Lower values may further increase stability at the expense of longer runtimes, while higher values may decrease runtimes but lead to possible instabilities.
Maximum Surface Convection Heat Transfer Coefficient Value
This optional field is used to set an overall maximum for the value of the coefficient for surface convection heat transfer (Hc) in W/m2-K. High Hc values are used in EnergyPlus to approximate fixed surface temperature boundary conditions. This field can be used to alter the accepted range of user-defined Hc values.
Minimum Surface Convection Heat Transfer Coefficient Value
This optional field is used to set an overall minimum for the value of the coefficient for surface convection heat transfer (Hc). A minimum is necessary for numerical robustness because some correlations for Hc can result in zero values and create numerical problems. This field can be used to support specialized validation testing to suppress convection heat transfer and to investigate the implications of different minimum Hc values.
Temperature Convergence Tolerance
This value represents the number at which the zone temperatures must agree (from previous iteration) before “convergence” is reached. Convergence of the simultaneous heat balance/HVAC solution is reached when either the loads or temperature criterion is satisfied.
Surface Temperature Upper Limit
This field specifies the upper limit for surface temperature. If surfaces reach temperatures above this limit, the calculation will halt with “temperature out of bounds”.
Zone Air Heat Balance Algorithm
The Third Order Backward Difference selection is the default selection and uses the third order finite difference approximation to solve the zone air energy and moisture balance equations.
The Analytical Solution selection uses the integration approach to solve the zone air energy and moisture balance equations.
The Euler Method selection uses the first order finite backward difference approximation to solve the zone air energy and moisture balance equations.
Automatically increase VAV system airflow to meeting heating demand
This field applies to the vav minimum position. With this checked, the minimum stop position on the VAV box will be equal to the greater between ventilation airflow and heating airflow. The cooling airflow may be oversized to force the turndown ratio to be true.
Remove Curves from Load Design
This field applies to heat pumps of any kind. When checked, none of the Energy Plus adjustments to load design based on the background equipment unloading curves will occur. If unchecked, the design loads will be normalized to the values in the background equipment unloading curves. Default on new files is to remove curves from load design (checked).
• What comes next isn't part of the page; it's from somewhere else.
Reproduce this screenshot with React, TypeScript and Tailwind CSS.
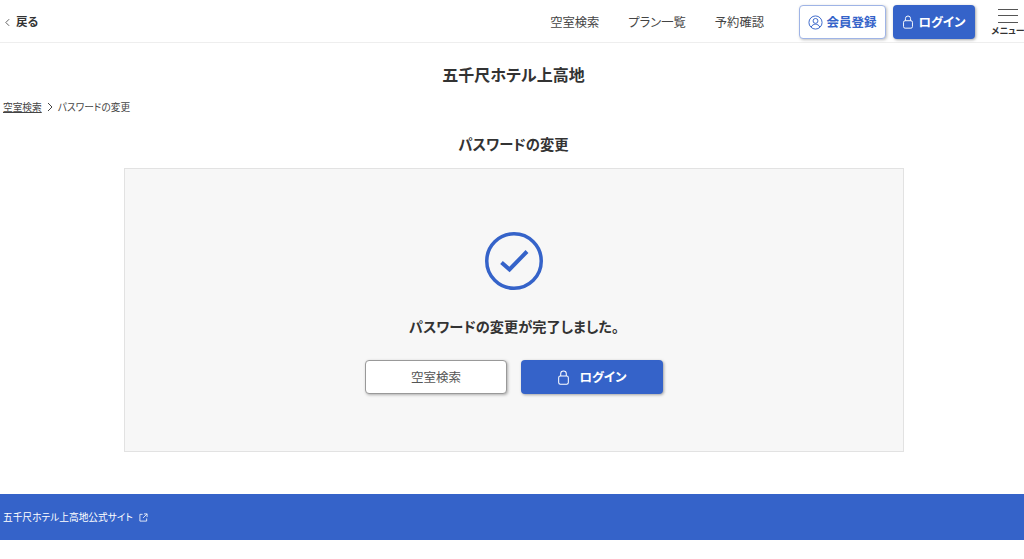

Sizing System Preheat Coil for Ventilation Load
This field applies to the heating coil in main handlers. When checked, a comparison between design day ventilation load and simulation loads will occur, and the coil will be sized for the larger of the two. If unchecked, the peak simulation heating load will be used, without a comparison to the design day ventilation load. Default on new files to compare heating loads to ventilation load (checked).
Override Cooling Design Schedules
No = Do nothing (default).
Yes = Override all internal load cooling design schedules to be 100 % for all hours of the year. The override will not be observed in the user interface. The affect will be observed in the results.
Purpose is to help the user make sense of cooling loads if a schedule is doing something different than 100 % for all hours of the year.
Override Heating Design Schedules
No = Do nothing (default).
Yes = Override all internal load heating design schedules to be 0 % for all hours of the year. The override will not be observed in the user interface. The affect will be observed in the results.
Purpose is to help the user make sense of heating loads if a schedule is doing something different than 0 % for all hours of the year.